On this Good Friday, I invite you to contemplate the final words. . .What are the final words we hear in our life; in our relationships; each day? And, contemplate and reflect on the final words in Jesus' life. . .
Peter: I did not!
The people (us): Crucify him! Crucify him!
Mary, Mary and Mary: Reverent silence.
Pilate: (On a sign over Jesus' head, and which he refused to change later) Jesus of Nazareth, the King of the Jews.
The soldiers: Let us not tear it, but cast lots for it to see whose it shall be.
Jesus: It is finished.
As we enter the final wilderness of this weekend before our Easter Resurrection, I offer to you my reflection on a wilderness I experienced as it was published in our Church Lenten Reflection booklet:
On March 18, 2008, Tuesday in Holy Week, we leave the United States for a month in Russia to adopt our son.
We arrive in Moscow early in the morning of the next day. It is cold: the air is cold; the people are cold; I am cold with fear and anxiety. A month is a long time to be away.
We are picked up on Thursday for a tour by our Moscow coordinator, Ana. We walk down Tverskaya from our hotel to arrive at the gates of Red Square where we are able to see St. Basil's and the Kremlin. We tour the nine chapels of St. Basil's, coming upon a service in one. Ana ushers us inside this chapel filled with incense, icons and no pews. We watch and listen, leaving as the priest intones "The Body of Christ."
On Good Friday morning, I awaken at 2:00 a.m. The eight-hour time difference is difficult to adjust to. Everyone at home is just preparing for the Maundy Thursday services and Vigil. I hold my own vigil in a chair by the window, watching the snow fall, journal in my lap, reflecting on our separation from all things familiar: home, the English language, the American flag, smoke-free spaces. And then I reflect on the changes that are coming: my routines, my free time, my heart.

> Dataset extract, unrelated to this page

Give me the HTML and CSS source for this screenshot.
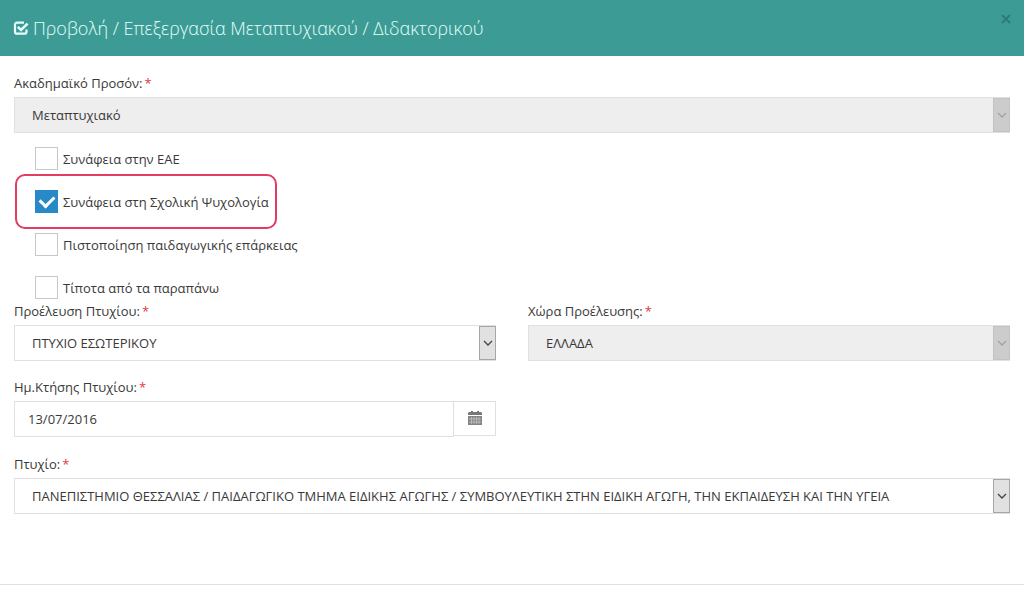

Before sunrise on Easter morning, we land in Krasnoyarsk. We watch our Easter sunrise as we drive from the airport through the Siberian tundra to the city. Once settled, we walk to the chapel on the hill. I am unsettled to see so much emptiness in the eyes of the people we pass. But, it is the emptiness I see in the eyes of the youth that haunts me still. Who talks to them about God?
The Tuesday of Easter week, everyone at home is on an Easter high. Meanwhile, in Krasnoyarsk, we head off to court with sweaty palms and upset stomachs. After over an hour presenting ourselves to the judge, we are postponed due to an error by the Ministry of Education. We leave court, without our "Da" without our "Yes," still in our wilderness.
Thank you God that not only did the above wilderness end positively, but that our wilderness of Jesus' death on the Cross ends positively and triumphantly with His Easter Resurrection.
Pie Jesu. . .Grant unto Thy servant eternal rest.